Por eso me resulta tan excepcional la decisión de la señora Alicia Valle que demanda justicia en el caso de su hijo, el doctor Estrada Valle y dos compañeros suyos victimados inicuamente. A la señora Valle no la intimidan las consecuencias de su campaña porque se propone honrar a su hijo del mejor modo posible: dándole sentido a su muerte como ejemplo de la barbarie que se desprende del odio homofóbico. Gracias a la señora Valle esta Comisión, a la que me honro en pertenecer, inició su trabajo y en él persiste con denuedo que contribuye a volver inteligible un panorama trágico. Véanse las formas de ejecución comprobadas en 1998: 18 golpeados y apuñalados, nueve atados, amordazados y asfixiados, cinco golpeados y desnucados, cinco apuñalados y muertos por rocas, cuatro por heridas de bala, tres a los que se ata, apuñala y quema, tres descuartizados y degollados.
No se necesita de mayores conocimientos psicológicos para reconstruir el proceso de la voluntad de exterminio. El criminal o los criminales pretenden con su locura homicida dar noticia de su inocencia fundamental, tan absurdo o canallesco como se vea. A sus ojos, ellos son inocentes porque el muerto no era persona, y tan es así que desató la fiebre vesánica sólo con su conducta. ``Se propasó/ quiso abusar de mí/ me faltó al respeto/ me quiso obligar a prácticas indecentes/ pretendía violarme...''. Estas explicaciones ni siquiera necesitan formularse, pertenecen a la índole del crimen. De allí la importancia de incorporar al Código Penal Federal y a los códigos penales de los estados los crímenes de odio, sea por homofobia o por racismo o por intolerancia religiosa o por machismo. Simplemente el ubicarlos como un fenómeno aparte es el principio de su erradicación. Es increíble que pese a la abundancia testimonial, sólo la insistencia de los movimientos gay de Norteamérica y la decisión del presidente Clinton de instalar un Comité contra los Crímenes del Odio, le hayan dado fuerza a movimientos de intención similar en América Latina.

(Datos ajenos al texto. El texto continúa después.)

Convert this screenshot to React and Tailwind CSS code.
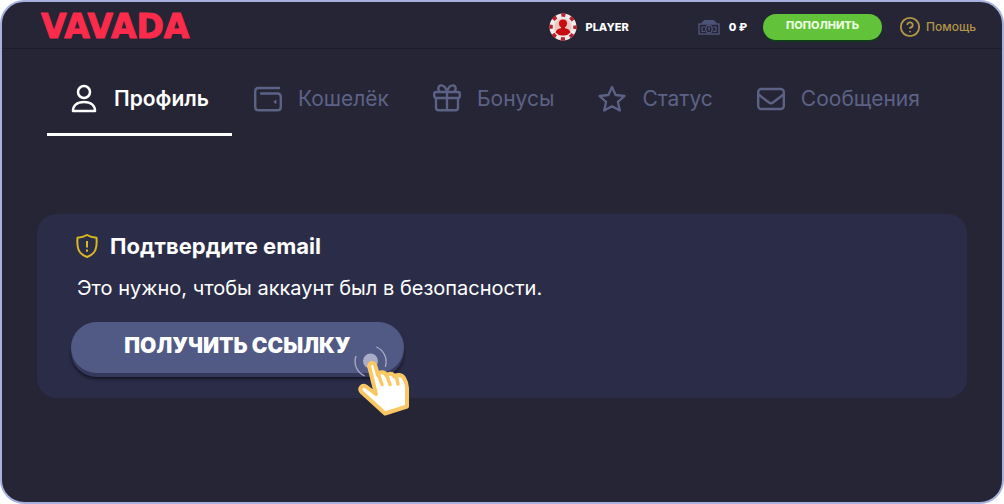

La homofobia es una operación que va del linchamiento moral a la violencia policiaca, del rechazo de la humanidad del gay y la lesbiana al asesinato. Más de 140 asesinatos en un año debiera ser motivo de una enorme rectificación moral. A la homofobia se le debe el que pasen inadvertidos. Ahora, por ejemplo, y casi para variar, un municipio en poder del PAN, el de Córdoba, Veracruz, persuadido de representar al Partido de la Victoria Cultural, como ellos mismos pregonan, se lanza a una campaña animada por la consigna ``Limpiar a Córdoba de la escoria'', contra grupos de travestis, gays, lesbianas y prostitutas, según denuncia del Partido del Trabajo (La Jornada, 27 de julio de 1999). ¿Por qué no? El fundamentalismo no entiende de épocas preelectorales y si tiene poder quiere ejercerlo para acabar con la escoria (término grato al gobierno de Fidel Castro, por otra parte). Y si en el camino se violan derechos humanos, siempre se puede argüir que no eran seres humanos sino maricones. Para eso sirve la homofobia, para que la impunidad que la ha rodeado se presente como un capítulo más del libro de Levítico.
Los crímenes de odio por homofobia son una vergüenza nacional y así deben registrarse.
* Texto presentado por Carlos Bonfil durante la conferencia de prensa que ofreció la Comisión Ciudadana contra los Crímenes de Odio por Homofobia.